We were then thrown onto more prototypical pursuits which mean the death of the cadence we had so carefully nurtured and bankruptcy through technical debt.

Free lunch

The company has a “free lunch on Mondays” policy where the company would buy all employees lunch. The main drawback was that you had to eat it in the office and generally hurry back to your work as soon as you finished. I generally avoided Monday lunches and chose instead to get outside and take a break. This meant I had to buy or bring in my own food on Monday which I had no problems with.

Then our CTO made an announcement that the maximum budget for any person’s lunch was $10. This was bit miserly and the company was not saving that much money with this cutback as opposed to the thousands we were wasting elsewhere. As expected after a while more people started avoiding the free lunch. After what almost seemed like a revolt from the staff, the $10 cap seems to have been lifted. Time will tell.

Working from home

The company seemed to have a work from home policy - for some people. Some developers worked four days a week. Others seemed to work six or seven. It all depended on what was negotiated with the CTO. Strangely if you had something being delivered, or had some errands to run, then you could “legitimately” work from home. If you just wanted to work from home, you couldn’t. You needed a reason - even a bogus one.
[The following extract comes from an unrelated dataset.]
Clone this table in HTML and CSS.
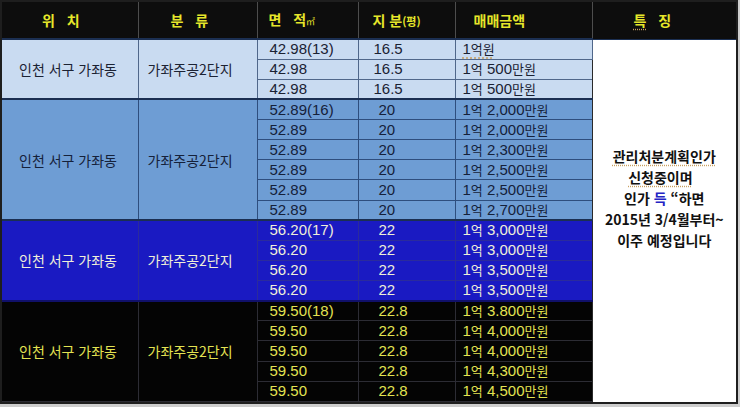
FILE: index.html
```html
<!DOCTYPE html>
<html lang="ko">
<head>
<meta charset="utf-8">
<link rel="stylesheet" href="styles.css">
</head>
<body>
<div class="frame">
<table class="grid">
<colgroup>
<col class="c1"><col class="c2"><col class="c3"><col class="c4"><col class="c5"><col class="c6">
</colgroup>
<thead>
<tr class="head">
<th class="h1">위&nbsp;&nbsp;&nbsp;치</th>
<th class="h2">분&nbsp;&nbsp;&nbsp;류</th>
<th class="h3">면&nbsp;&nbsp;&nbsp;적<span class="unit">㎡</span></th>
<th class="h4">지&nbsp;분<span class="unit2">(평)</span></th>
<th class="h5">매매금액</th>
<th class="h6"><span class="sp">특</span>&nbsp;&nbsp;&nbsp;징</th>
</tr>
</thead>
<tbody>
<tr class="s1 first">
<td rowspan="3" class="loc">인천 서구 가좌동</td>
<td rowspan="3" class="apt">가좌주공2단지</td>
<td class="area">42.98(13)</td><td class="share">16.5</td><td class="price"><span class="sp">1<span class="k">억원</span></span></td>
<td rowspan="18" class="note">
<div class="sp">관리처분계획인가</div>
<div><span class="sp">신청중이며</span>&nbsp;&nbsp;</div>
<div>인가 <span class="blue">득</span> “하면</div>
<div>2015년 3/4월부터~</div>
<div>이주 예정입니다</div>
</td>
</tr>
<tr class="s1"><td class="area">42.98</td><td class="share">16.5</td><td class="price">1<span class="k">억</span> 500<span class="k">만원</span></td></tr>
<tr class="s1"><td class="area">42.98</td><td class="share">16.5</td><td class="price">1<span class="k">억</span> 500<span class="k">만원</span></td></tr>

<tr class="s2 first">
<td rowspan="6" class="loc">인천 서구 가좌동</td>
<td rowspan="6" class="apt">가좌주공2단지</td>
<td class="area">52.89(16)</td><td class="share">20</td><td class="price">1<span class="k">억</span> 2,000<span class="k">만원</span></td>
</tr>
<tr class="s2"><td class="area">52.89</td><td class="share">20</td><td class="price">1<span class="k">억</span> 2,000<span class="k">만원</span></td></tr>
<tr class="s2"><td class="area">52.89</td><td class="share">20</td><td class="price">1<span class="k">억</span> 2,300<span class="k">만원</span></td></tr>
<tr class="s2"><td class="area">52.89</td><td class="share">20</td><td class="price">1<span class="k">억</span> 2,500<span class="k">만원</span></td></tr>
<tr class="s2"><td class="area">52.89</td><td class="share">20</td><td class="price">1<span class="k">억</span> 2,500<span class="k">만원</span></td></tr>
<tr class="s2"><td class="area">52.89</td><td class="share">20</td><td class="price">1<span class="k">억</span> 2,700<span class="k">만원</span></td></tr>

<tr class="s3 first">
<td rowspan="4" class="loc">인천 서구 가좌동</td>
<td rowspan="4" class="apt">가좌주공2단지</td>
<td class="area">56.20(17)</td><td class="share">22</td><td class="price">1<span class="k">억</span> 3,000<span class="k">만원</span></td>
</tr>
<tr class="s3"><td class="area">56.20</td><td class="share">22</td><td class="price">1<span class="k">억</span> 3,000<span class="k">만원</span></td></tr>
<tr class="s3"><td class="area">56.20</td><td class="share">22</td><td class="price">1<span class="k">억</span> 3,500<span class="k">만원</span></td></tr>
<tr class="s3"><td class="area">56.20</td><td class="share">22</td><td class="price">1<span class="k">억</span> 3,500<span class="k">만원</span></td></tr>

<tr class="s4 first">
<td rowspan="5" class="loc">인천 서구 가좌동</td>
<td rowspan="5" class="apt">가좌주공2단지</td>
<td class="area">59.50(18)</td><td class="share">22.8</td><td class="price">1<span class="k">억</span> 3.800<span class="k">만원</span></td>
</tr>
<tr class="s4"><td class="area">59.50</td><td class="share">22.8</td><td class="price">1<span class="k">억</span> 4,000<span class="k">만원</span></td></tr>
<tr class="s4"><td class="area">59.50</td><td class="share">22.8</td><td class="price">1<span class="k">억</span> 4,000<span class="k">만원</span></td></tr>
<tr class="s4"><td class="area">59.50</td><td class="share">22.8</td><td class="price">1<span class="k">억</span> 4,300<span class="k">만원</span></td></tr>
<tr class="s4"><td class="area">59.50</td><td class="share">22.8</td><td class="price">1<span class="k">억</span> 4,500<span class="k">만원</span></td></tr>
</tbody>
</table>
</div>
</body>
</html>
```
FILE: styles.css
```css
* { box-sizing: border-box; }
html, body { margin: 0; padding: 0; }
body {
  width: 740px;
  height: 407px;
  overflow: hidden;
  background: #cdcdcd;
  font-family: "Liberation Sans", "Noto Sans CJK KR", sans-serif;
}
.frame {
  width: 738px;
  height: 404px;
  border: 2px solid #1e1e1e;
  background: #ffffff;
}
.grid {
  width: 734px;
  height: 400px;
  border-collapse: collapse;
  table-layout: fixed;
}
.c1 { width: 136px; }
.c2 { width: 119px; }
.c3 { width: 101px; }
.c4 { width: 97px; }
.c5 { width: 137px; }
.c6 { width: 144px; }

.head th {
  height: 37px;
  padding: 0;
  background: #0d0d0d;
  color: #e6e62a;
  font-family: "Noto Sans CJK KR", "Liberation Sans", sans-serif;
  font-weight: bold;
  font-size: 14px;
  line-height: 18px;
  text-align: left;
  white-space: nowrap;
  border-left: 1px solid #4d4d4d;
  border-bottom: 1px solid #1b2f52;
}
.head th.h1 { border-left: none; padding-left: 40px; }
.head th.h2 { padding-left: 32px; }
.head th.h3 { padding-left: 11px; }
.head th.h4 { padding-left: 14px; }
.head th.h5 { padding-left: 18px; }
.head th.h6 { padding-left: 41px; }
.unit { font-size: 9px; font-weight: normal; }
.unit2 { font-size: 11px; }

tbody tr { height: 20px; }
td {
  padding: 0;
  font-size: 15px;
  line-height: 18px;
  white-space: nowrap;
  vertical-align: middle;
}
td.loc, td.apt {
  font-family: "Noto Sans CJK KR", "Liberation Sans", sans-serif;
  font-size: 14px;
  border-left: none;
}
td.loc { padding-left: 17px; }
td.apt { padding-left: 9px; }
td.area { padding-left: 12px; }
td.share { padding-left: 20px; }
.s1 td.share { padding-left: 15px; }
td.price { padding-left: 7px; }
.k {
  font-family: "Noto Sans CJK KR", sans-serif;
  font-size: 13px;
}

.s1 td { background: #c9dbf1; color: #1b2233; border: 1px solid #50678a; }
.s2 td { background: #6e9dd4; color: #15213a; border: 1px solid #2e4e7e; }
.s3 td { background: #1a1ac2; color: #efefd8; border: 1px solid #2b2b9c; }
.s4 td { background: #040404; color: #e3e352; border: 1px solid #2c2c34; }
.first td { border-top: 2px solid #1b2f52; }
.s4.first td { border-top: 2px solid #10106a; }
tr td.loc { border-left: none; }

td.note {
  background: #ffffff;
  color: #111111;
  border: none;
  border-left: 1px solid #2a2a2a;
  font-family: "Noto Sans CJK KR", "Liberation Sans", sans-serif;
  font-weight: bold;
  font-size: 14px;
  line-height: 21px;
  text-align: center;
  padding: 0 0 44px 0;
}
.s1 td.note { background: #ffffff; border: none; border-left: 1px solid #2a2a2a; }
.blue { color: #2424c4; }
.sp {
  text-decoration: underline dotted #c8a060;
  text-underline-offset: 3px;
}
```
My friend Ryan and I were trying very hard to change this and discussed this with management ad nauseum. We spoke to Human Resources about it. We even spoke to the CEO when he was down visiting from the US. After a long hard battle, it looks like my co-workers will enjoy working from home one day a week. Even once working from home had been “approved”, it was always a “it’s happening next week” kind of thing. So it has yet to happen but I am hopeful that it will at some point. Unfortunately since tomorrow is my last day, like Moses I will not enter the promised land.

What was so frustrating was that we were working with cutting edge technology and rushing things into production all the time. Process changes on the other hand were draconian. If we needed a simple process change, it took more than six months, Human Resource approval and major arm-twisting of the CTO.

Crutches

At the very start of my tenure I was a coffee nut and joined the resident coffee gang in their two-to-three visits to the coffee shop per day. Over time I came to settle in on what is arguably the best coffee shop in Brisbane: Coffee Anthology. Most people at work were really into their coffee. The caffeine was the ideal accompaniment to the daily stress wheel. We loved coffee so much that we had arranged to have a “coffee class” with Adam, the owner of Anthology. The class was excellent. As fate would have it, I read some articles about the harmful effects of caffeine shortly after and stopped drinking coffee altogether.

Tea became my new beverage of choice, and I brewed my own Oolong and Jasmine tea leaves and stopped visiting coffee shops altogether. Boiling the kettle, infusing the tea and then slowly savouring it became the antidote to the daily stress wheel.

Trying to make a difference

I’ve had many a chat with Ryan at various coffee shops and over many lunches. We spurred each other on to find and read books and articles about the best workplaces in the world and better ways of working, learning and thinking. We also encouraged each other to blog about our thoughts. We tried very hard to makes some positive changes in our current workplace. We won some and but I fear we lost more. But at least we tried.

The team

The team I worked with are awesome. They are a really great bunch of people who I would love to work with again some day in the future under better conditions. It’s a shame they are not given the support they deserve to do the great things they are so easily capable of. I’m going to miss working with them.

The future

It’s been ten months, but it feels like a mini-lifetime.

I’m looking forward to spending more time at home with my family. Working on my own projects is something else I want to do. Maybe some chillaxing and musing thrown in there for good measure.

I have chosen something different for myself. I have done the unthinkable and left a job without having another job in the wings. I have space to think and make some good decisions. I sense something wonderful is just on the horizon.